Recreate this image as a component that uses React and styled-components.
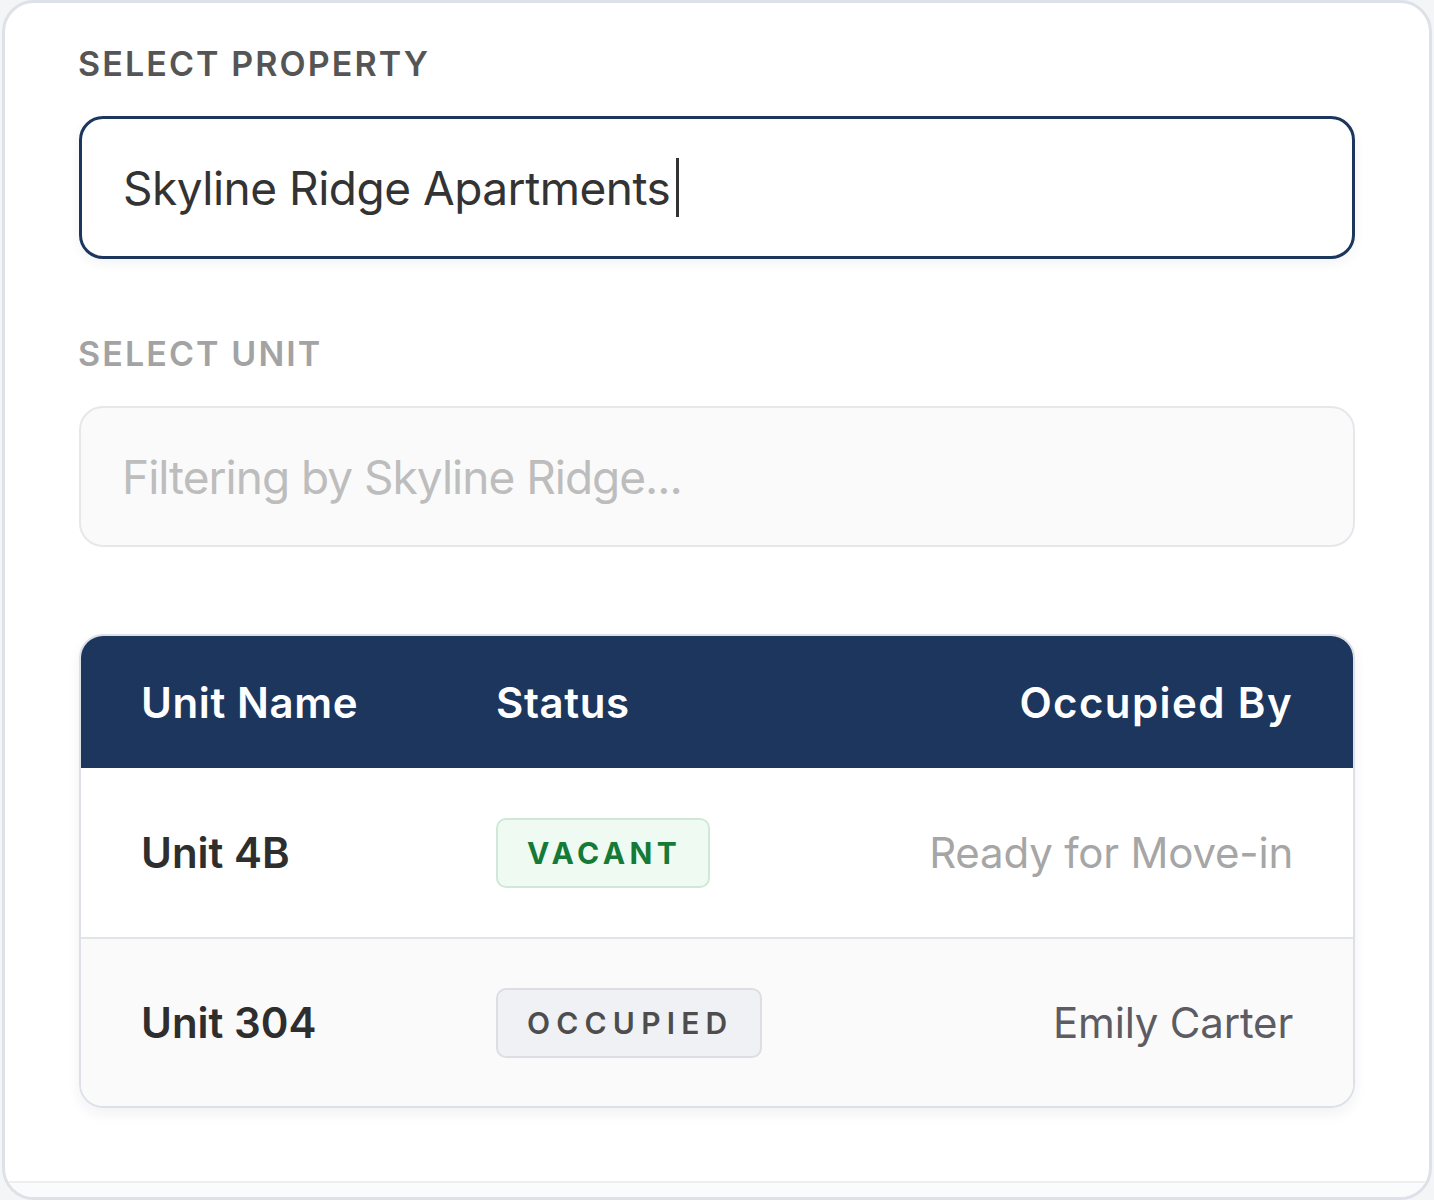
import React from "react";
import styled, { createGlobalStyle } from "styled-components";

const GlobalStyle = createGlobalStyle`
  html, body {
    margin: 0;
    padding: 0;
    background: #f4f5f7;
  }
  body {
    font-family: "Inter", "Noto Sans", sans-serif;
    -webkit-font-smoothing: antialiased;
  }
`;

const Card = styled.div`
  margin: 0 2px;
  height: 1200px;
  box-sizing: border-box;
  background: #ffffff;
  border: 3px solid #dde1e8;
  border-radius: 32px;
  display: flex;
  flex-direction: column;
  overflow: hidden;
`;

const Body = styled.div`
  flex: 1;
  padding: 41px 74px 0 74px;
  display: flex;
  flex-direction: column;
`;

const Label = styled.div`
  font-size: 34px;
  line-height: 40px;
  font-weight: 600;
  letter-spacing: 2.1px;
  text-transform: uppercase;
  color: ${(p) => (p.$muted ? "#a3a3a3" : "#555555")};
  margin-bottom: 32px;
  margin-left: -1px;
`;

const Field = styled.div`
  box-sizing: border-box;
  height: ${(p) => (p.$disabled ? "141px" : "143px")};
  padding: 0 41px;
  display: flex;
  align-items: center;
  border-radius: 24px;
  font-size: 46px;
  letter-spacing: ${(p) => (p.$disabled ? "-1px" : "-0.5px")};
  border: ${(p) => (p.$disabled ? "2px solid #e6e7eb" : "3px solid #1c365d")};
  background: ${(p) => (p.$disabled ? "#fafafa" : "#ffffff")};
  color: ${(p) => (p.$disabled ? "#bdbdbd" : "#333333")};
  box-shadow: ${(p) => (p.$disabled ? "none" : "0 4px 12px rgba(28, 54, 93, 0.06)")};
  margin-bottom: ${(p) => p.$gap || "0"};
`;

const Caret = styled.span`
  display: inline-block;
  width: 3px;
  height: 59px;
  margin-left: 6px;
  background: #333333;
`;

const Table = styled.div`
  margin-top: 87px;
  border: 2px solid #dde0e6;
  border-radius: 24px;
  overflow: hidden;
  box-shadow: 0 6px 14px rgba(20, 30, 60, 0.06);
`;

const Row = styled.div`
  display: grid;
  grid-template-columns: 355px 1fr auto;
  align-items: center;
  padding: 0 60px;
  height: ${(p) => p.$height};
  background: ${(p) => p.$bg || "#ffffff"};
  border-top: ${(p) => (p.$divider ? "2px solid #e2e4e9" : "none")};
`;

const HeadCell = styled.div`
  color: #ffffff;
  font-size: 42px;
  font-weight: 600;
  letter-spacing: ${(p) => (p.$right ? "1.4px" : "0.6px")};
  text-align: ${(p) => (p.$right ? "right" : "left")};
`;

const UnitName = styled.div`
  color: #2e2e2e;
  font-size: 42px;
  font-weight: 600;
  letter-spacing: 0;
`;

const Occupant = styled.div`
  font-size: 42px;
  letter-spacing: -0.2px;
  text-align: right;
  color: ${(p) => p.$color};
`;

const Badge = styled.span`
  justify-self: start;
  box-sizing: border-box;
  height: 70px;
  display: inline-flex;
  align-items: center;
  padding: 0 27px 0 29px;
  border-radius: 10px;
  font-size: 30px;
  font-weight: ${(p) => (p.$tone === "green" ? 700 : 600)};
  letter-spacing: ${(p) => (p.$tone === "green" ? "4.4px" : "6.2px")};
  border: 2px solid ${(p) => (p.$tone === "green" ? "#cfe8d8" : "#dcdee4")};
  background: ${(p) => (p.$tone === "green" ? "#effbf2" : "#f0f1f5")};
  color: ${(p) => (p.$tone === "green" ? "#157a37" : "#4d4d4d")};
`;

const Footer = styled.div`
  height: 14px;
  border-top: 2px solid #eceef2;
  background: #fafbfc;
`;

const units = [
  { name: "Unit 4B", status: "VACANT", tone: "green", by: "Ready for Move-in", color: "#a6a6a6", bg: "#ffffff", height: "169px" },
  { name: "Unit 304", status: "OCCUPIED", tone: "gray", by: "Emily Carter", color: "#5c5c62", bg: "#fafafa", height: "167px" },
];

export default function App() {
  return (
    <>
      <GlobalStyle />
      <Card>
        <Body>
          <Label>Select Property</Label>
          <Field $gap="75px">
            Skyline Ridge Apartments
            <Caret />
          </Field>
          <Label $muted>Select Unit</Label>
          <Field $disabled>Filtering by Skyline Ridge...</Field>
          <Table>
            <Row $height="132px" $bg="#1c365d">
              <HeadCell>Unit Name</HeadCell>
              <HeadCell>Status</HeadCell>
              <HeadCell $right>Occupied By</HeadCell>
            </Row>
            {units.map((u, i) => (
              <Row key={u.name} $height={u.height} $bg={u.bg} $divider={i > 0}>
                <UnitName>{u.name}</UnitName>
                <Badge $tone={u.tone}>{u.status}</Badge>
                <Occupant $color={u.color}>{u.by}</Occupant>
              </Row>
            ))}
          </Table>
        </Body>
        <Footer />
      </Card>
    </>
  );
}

==

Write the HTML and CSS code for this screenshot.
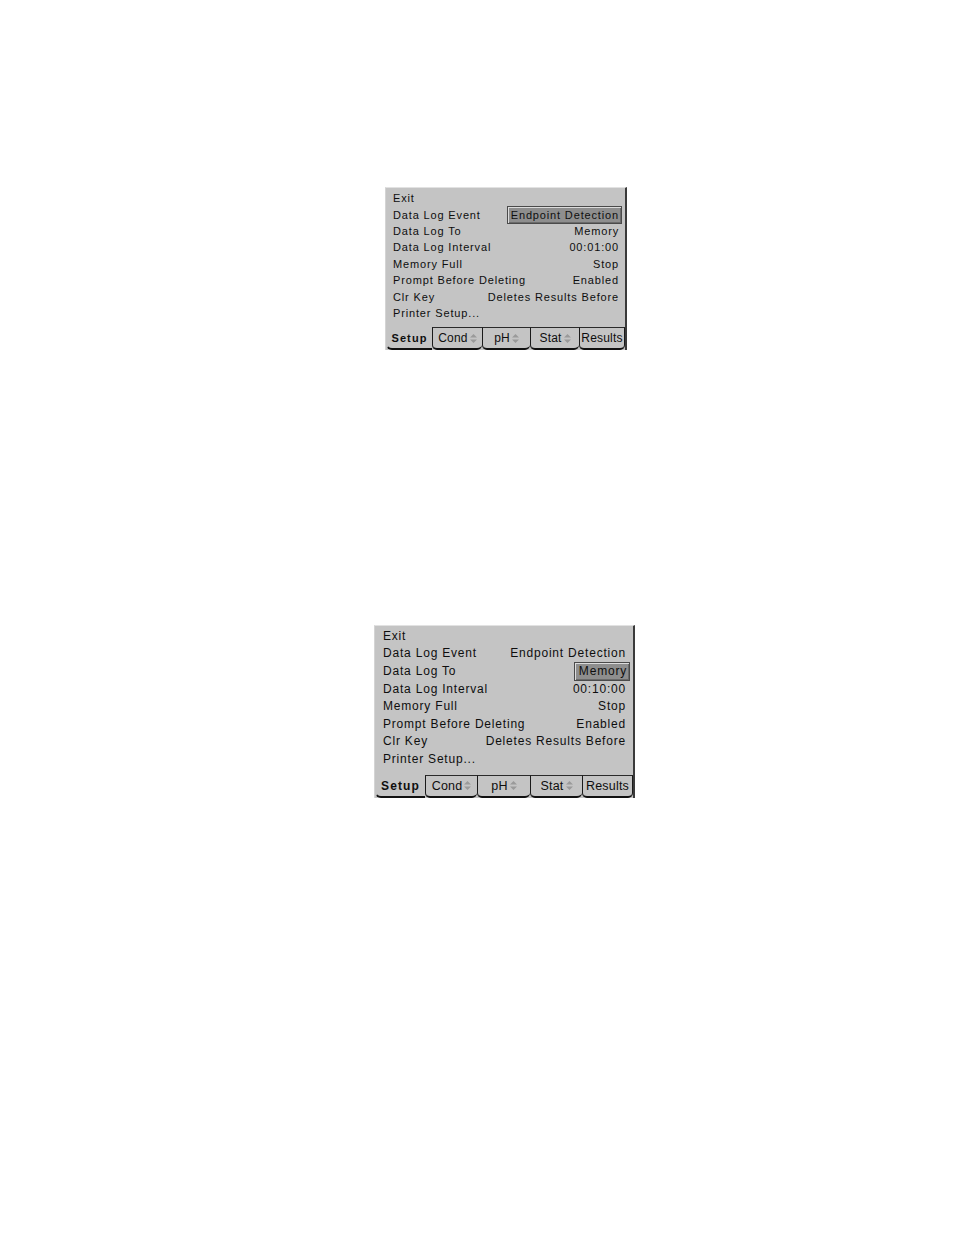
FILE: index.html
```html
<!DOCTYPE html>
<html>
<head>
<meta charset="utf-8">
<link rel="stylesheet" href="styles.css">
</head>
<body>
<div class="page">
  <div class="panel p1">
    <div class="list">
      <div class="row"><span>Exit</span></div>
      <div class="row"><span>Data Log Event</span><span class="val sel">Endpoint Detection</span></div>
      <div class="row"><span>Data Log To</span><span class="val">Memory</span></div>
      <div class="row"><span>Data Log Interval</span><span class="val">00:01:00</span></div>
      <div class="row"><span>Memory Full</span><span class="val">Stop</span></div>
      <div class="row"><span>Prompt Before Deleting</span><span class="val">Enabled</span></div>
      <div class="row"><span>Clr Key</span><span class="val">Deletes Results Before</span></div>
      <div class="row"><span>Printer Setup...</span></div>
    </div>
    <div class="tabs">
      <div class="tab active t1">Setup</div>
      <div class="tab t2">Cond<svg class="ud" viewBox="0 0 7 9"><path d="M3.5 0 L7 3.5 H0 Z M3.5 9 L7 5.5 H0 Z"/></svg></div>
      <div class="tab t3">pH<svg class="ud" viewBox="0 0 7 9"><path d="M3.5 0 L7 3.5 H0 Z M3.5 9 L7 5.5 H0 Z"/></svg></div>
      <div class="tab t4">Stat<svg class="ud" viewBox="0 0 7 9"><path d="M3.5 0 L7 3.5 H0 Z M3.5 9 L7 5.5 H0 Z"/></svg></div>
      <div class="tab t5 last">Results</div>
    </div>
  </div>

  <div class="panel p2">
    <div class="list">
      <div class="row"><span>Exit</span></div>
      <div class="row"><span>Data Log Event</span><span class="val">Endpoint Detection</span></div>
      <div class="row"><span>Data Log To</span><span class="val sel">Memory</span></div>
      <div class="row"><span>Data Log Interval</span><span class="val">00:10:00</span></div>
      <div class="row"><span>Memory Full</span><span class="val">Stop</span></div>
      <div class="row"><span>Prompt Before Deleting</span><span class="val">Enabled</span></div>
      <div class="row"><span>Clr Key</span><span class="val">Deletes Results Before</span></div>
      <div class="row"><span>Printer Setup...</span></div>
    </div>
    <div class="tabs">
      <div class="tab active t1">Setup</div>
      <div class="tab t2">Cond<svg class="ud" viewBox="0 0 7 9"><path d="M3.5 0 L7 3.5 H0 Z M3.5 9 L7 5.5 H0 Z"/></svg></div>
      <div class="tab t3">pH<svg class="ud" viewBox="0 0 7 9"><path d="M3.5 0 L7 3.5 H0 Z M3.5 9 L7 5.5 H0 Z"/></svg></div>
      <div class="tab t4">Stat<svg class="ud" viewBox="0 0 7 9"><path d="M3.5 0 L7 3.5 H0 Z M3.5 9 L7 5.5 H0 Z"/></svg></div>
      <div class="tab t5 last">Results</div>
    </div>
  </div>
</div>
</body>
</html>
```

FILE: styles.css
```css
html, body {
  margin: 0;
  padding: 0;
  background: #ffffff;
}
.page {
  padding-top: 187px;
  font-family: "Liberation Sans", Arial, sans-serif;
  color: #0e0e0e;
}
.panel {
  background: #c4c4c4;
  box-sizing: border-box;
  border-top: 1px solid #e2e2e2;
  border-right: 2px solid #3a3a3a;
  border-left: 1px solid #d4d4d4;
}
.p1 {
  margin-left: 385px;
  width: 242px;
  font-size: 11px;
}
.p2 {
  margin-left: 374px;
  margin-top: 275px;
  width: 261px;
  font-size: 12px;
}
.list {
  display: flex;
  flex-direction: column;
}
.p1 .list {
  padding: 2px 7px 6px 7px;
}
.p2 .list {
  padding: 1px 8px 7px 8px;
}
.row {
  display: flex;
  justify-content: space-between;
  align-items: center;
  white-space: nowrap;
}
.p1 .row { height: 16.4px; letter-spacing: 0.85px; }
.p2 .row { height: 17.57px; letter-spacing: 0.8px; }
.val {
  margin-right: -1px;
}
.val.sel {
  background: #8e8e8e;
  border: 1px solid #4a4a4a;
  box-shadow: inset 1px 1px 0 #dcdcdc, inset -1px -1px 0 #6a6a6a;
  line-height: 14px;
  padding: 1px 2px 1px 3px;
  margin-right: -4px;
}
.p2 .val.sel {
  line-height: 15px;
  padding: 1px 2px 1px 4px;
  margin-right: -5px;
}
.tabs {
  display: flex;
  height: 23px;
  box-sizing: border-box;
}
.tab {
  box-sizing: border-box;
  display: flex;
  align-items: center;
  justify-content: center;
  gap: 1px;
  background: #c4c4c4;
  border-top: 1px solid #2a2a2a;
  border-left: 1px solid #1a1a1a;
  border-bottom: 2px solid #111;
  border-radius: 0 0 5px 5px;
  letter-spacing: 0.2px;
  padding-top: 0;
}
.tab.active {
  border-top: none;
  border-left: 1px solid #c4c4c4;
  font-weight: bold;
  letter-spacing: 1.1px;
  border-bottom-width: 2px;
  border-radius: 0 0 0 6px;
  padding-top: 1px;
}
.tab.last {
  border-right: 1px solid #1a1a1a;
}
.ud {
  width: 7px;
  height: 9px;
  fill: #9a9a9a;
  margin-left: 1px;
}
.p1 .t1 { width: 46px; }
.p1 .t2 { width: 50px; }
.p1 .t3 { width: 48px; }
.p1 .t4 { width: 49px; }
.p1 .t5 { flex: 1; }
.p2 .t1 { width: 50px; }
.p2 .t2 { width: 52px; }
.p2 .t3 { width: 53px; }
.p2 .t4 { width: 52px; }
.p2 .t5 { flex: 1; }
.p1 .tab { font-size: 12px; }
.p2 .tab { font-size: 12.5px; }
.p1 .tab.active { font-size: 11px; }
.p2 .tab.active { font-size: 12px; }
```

• What the task asks
Extract from the material all lines containing the string "React".

• Correct result
Recreate this image as a component that uses React and styled-components.
import React from "react";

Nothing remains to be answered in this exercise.